Jika upaya-upaya membuahkan hasil, lanjut Sahat, tidak ada lagi alasan bagi UE untuk mempersoalkan minyak sawit dan produk turunannya dari Indonesia. Selama ini, UE telah menghambat ekspor produk sawit RI dengan kebijakan Arah Energi Terbarukan (RED) II dan Undang-Undang Produk Bebas Deforestasi (EUDR).
Sementara itu, pada 6-10 Februari 2023, Indonesia dan UE tengah merundingkan Perjanjian Kemitraan Ekonomi Komprehensif Indonesia-UE (IEU CEPA). Perjanjian itu diharapkan tidak sekadar melahirkan kerja sama perdagangan dan investasi atau di sektor-sektor ekonomi lain.
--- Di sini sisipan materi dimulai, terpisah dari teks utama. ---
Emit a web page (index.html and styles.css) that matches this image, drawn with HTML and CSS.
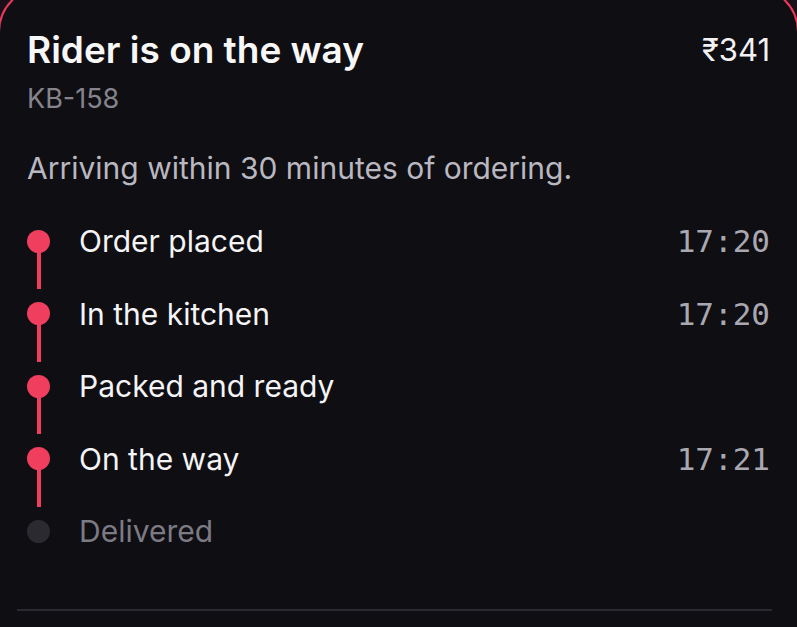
FILE: index.html
```html
<!DOCTYPE html>
<html>
<head>
    <title>Order status</title>
    <link rel="stylesheet" href="styles.css">
</head>
<body>
    <div class="card">
        <div class="card-head">
            <h1 class="title">Rider is on the way</h1>
            <span class="price">₹341</span>
        </div>
        <div class="order-id">KB-158</div>
        <p class="eta">Arriving within 30 minutes of ordering.</p>

        <ul class="steps">
            <li class="step done">
                <span class="dot"></span>
                <span class="label">Order placed</span>
                <span class="time">17:20</span>
                <span class="line"></span>
            </li>
            <li class="step done">
                <span class="dot"></span>
                <span class="label">In the kitchen</span>
                <span class="time">17:20</span>
                <span class="line"></span>
            </li>
            <li class="step done">
                <span class="dot"></span>
                <span class="label">Packed and ready</span>
                <span class="time"></span>
                <span class="line"></span>
            </li>
            <li class="step done">
                <span class="dot"></span>
                <span class="label">On the way</span>
                <span class="time">17:21</span>
                <span class="line"></span>
            </li>
            <li class="step">
                <span class="dot"></span>
                <span class="label">Delivered</span>
                <span class="time"></span>
            </li>
        </ul>

        <div class="divider"></div>
    </div>
</body>
</html>
```

FILE: styles.css
```css
body {
    margin: 0;
    background-color: #1a0f19;
    font-family: Inter, "Noto Sans", sans-serif;
    overflow: hidden;
}
.card {
    margin: -14px -2px 0 -2px;
    border: 2px solid #e8395c;
    border-radius: 46px;
    background-color: #0f0e13;
    padding: 40px 27px 80px 27px;
}
.card-head {
    display: flex;
    justify-content: space-between;
    align-items: flex-start;
}
.title {
    margin: 0;
    font-size: 37px;
    line-height: 44px;
    font-weight: 600;
    color: #f7f7f8;
}
.price {
    font-size: 31px;
    line-height: 44px;
    color: #f2f2f4;
}
.order-id {
    margin-top: 10px;
    font-size: 27px;
    line-height: 34px;
    color: #85848d;
}
.eta {
    margin: 33px 0 0 0;
    font-size: 30px;
    line-height: 38px;
    color: #b9b8c0;
}
.steps {
    list-style: none;
    margin: 38px 0 0 0;
    padding: 0;
}
.step {
    display: grid;
    grid-template-columns: 23px 1fr auto;
    grid-template-rows: 32px 40.5px;
    column-gap: 29px;
    align-items: center;
}
.dot {
    width: 23px;
    height: 23px;
    border-radius: 50%;
    background-color: #2b2a30;
}
.step.done .dot {
    background-color: #f03e5e;
}
.label {
    font-size: 30px;
    color: #f4f4f6;
}
.step:not(.done) .label {
    color: #7c7b84;
}
.time {
    font-family: "DejaVu Sans Mono", monospace;
    font-size: 31px;
    color: #a9a8b1;
}
.line {
    grid-column: 1;
    grid-row: 2;
    align-self: start;
    justify-self: center;
    width: 4px;
    height: 38px;
    margin-top: -6px;
    background-color: #f03e5e;
}
.divider {
    margin: 21px -2px 0 -10px;
    height: 2px;
    background-color: #2a2930;
}
```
Perjanjian itu diharapkan bisa menjadi jembatan penyelesaian sejumlah persoalan RI dengan UE. Dua di antaranya menyangkut ”perseteruan” tentang nikel serta sawit dan produk turunan sawit.
Meneruskan perundingan IEU CEPA tanpa mempertimbangkan aspek perlindungan lingkungan dan HAM, serta kebijakan-kebijakan UE yang menghambat RI, justru akan menggerus posisi Indonesia.
Peneliti Kaome Telapak, Anang F Sidik, Rabu (8/2/2023), berpendapat, jika tidak ada komitmen dari kedua negara dalam tata kelola perkebunan kelapa sawit berkelanjutan, IEU CEPA akan sulit mendorong perubahan kebijakan tata kelola lingkungan. Dalam bab Perdagangan dan Pembangunan Berkelanjutan (TSD), draf perjanjian itu yang mengarah pada perjanjian perdagangan bebas hijau atau green FTA, tidak ditunjukkan keseriusan komitmen kedua negara dalam perlindungan lingkungan dan hak asasi manusia.
Padahal, UE telah mengeluarkan EUDR pada akhir tahun 2022. Regulasi itu mencegah komoditas seperti kelapa sawit, kayu, kopi, dan kakao masuk ke pasar UE jika terbukti menyebabkan deforestasi dan degradasi lahan.
Aturan tersebut, kata Anang, memaksa semua negara produsen menaati segala prinsip dan kriteria yang diatur UE. Banyak negara, termasuk Indonesia, menganggap kebijakan UE itu sebagai bentuk hambatan dagang.
”Oleh karena itu, meneruskan perundingan IEU CEPA tanpa mempertimbangkan aspek perlindungan lingkungan dan HAM, serta kebijakan-kebijakan UE yang menghambat RI, justru akan menggerus posisi Indonesia,” katanya dalam telekonferensi pers Koalisi Masyarakat Sipil Indonesia untuk Keadilan Ekonomi di Jakarta.